Suppose I have matrix $A$ and vectors $B$ and $C$. I assume two facts about these matrices:
(1) Assume that $AB = AC$ for rectangular matrix $A \in \mathbb{R}^{a \times b}$ with rank $r$ where $0 < r < \min(a,b)$.
(2) Assume that $(I_b - A'(AA')^{-}A)C = 0$ where $(AA')^{-}$ is the pseudo-inverse of $AA'$.
Do (1) and (2) together imply that $(I - A'(A'A)^{-}A)B = 0$?

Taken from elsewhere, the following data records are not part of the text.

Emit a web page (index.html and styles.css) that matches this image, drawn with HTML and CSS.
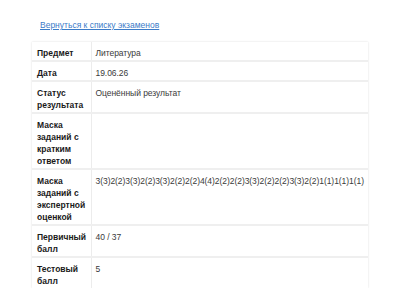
FILE: index.html
```html
<!DOCTYPE html>
<html lang="ru">
<head>
<meta charset="utf-8">
<link rel="stylesheet" href="styles.css">
</head>
<body>
<div class="page">
  <a class="back" href="#">Вернуться к списку экзаменов</a>
  <table class="exam">
    <colgroup><col class="c-label"><col class="c-value"></colgroup>
    <tr><th>Предмет</th><td>Литература</td></tr>
    <tr><th>Дата</th><td>19.06.26</td></tr>
    <tr><th>Статус результата</th><td>Оценённый результат</td></tr>
    <tr><th>Маска заданий с кратким ответом</th><td></td></tr>
    <tr><th>Маска заданий с экспертной оценкой</th><td>3(3)2(2)3(3)2(2)3(3)2(2)2(2)4(4)2(2)2(2)3(3)2(2)2(2)3(3)2(2)1(1)1(1)1(1)</td></tr>
    <tr><th>Первичный балл</th><td>40 / 37</td></tr>
    <tr><th>Тестовый балл</th><td>5</td></tr>
  </table>
</div>
</body>
</html>
```
FILE: styles.css
```css
html, body {
  margin: 0;
  padding: 0;
  background: #fff;
}
.page {
  padding: 19px 32px 0 32px;
  font-family: "Liberation Sans", Arial, sans-serif;
  font-size: 8.5px;
  line-height: 12px;
  color: #222;
}
.back {
  display: block;
  margin-left: 8px;
  color: #3b7bc8;
  text-decoration: underline;
  height: 12px;
}
.exam {
  margin-top: 11px;
  width: 336px;
  table-layout: fixed;
  border-collapse: collapse;
  box-shadow: 0 0 2px rgba(0,0,0,0.14);
}
.c-label {
  width: 59px;
}
.exam tr {
  border-bottom: 2px solid #efefef;
}
.exam tr:last-child {
  border-bottom: none;
}
.exam th {
  text-align: left;
  vertical-align: top;
  font-weight: bold;
  padding: 5px 4px 1px 5px;
  border-right: 1px solid #ececec;
  color: #1a1a1a;
}
.exam td {
  vertical-align: top;
  padding: 5px 2px 1px 4px;
  font-weight: normal;
  color: #3a3a3a;
  white-space: nowrap;
  letter-spacing: -0.05px;
}
```
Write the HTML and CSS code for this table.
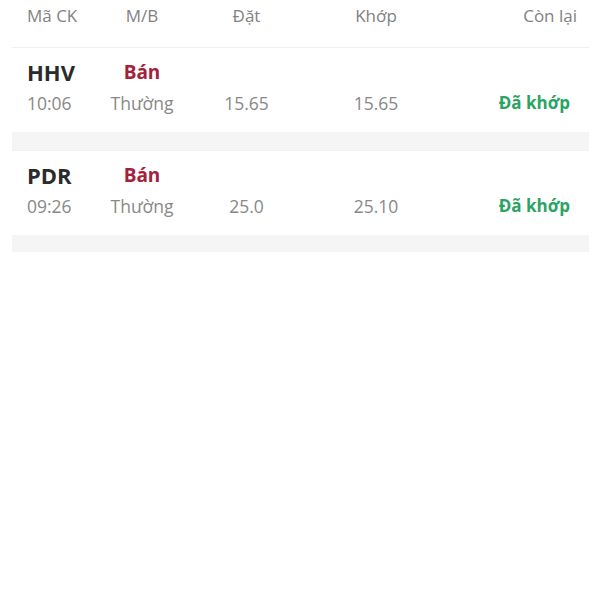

Consider the conditions and equations columnwise. Let $b$ and $c$ be the $j$-th columns of $B$ and $C$ respectively. Since $I-A^T(AA^T)^{-1}A$ is the orthogonal projection onto $\ker(A)$, you are essentially asking whether $b\in\ker(A)^\perp$ when $b-c\in\ker(A)$ and $c\in\ker(A)^\perp$, i.e. whether $\ker(A)+\ker(A)^\perp\subseteq\ker(A)^\perp$. As $\ker(A)\ne0$, the answer is clearly negative.
More concretely, pick any nonzero vector $v\in\ker(A)$. Let $B=C+vu^T$ where $u\ne0$ is an arbitrary. Then $AB=AC$ and $(I-A^T(AA^T)^{-1})B=(I-A^T(AA^T)^{-1}A)vu^T=vu^T\ne0$.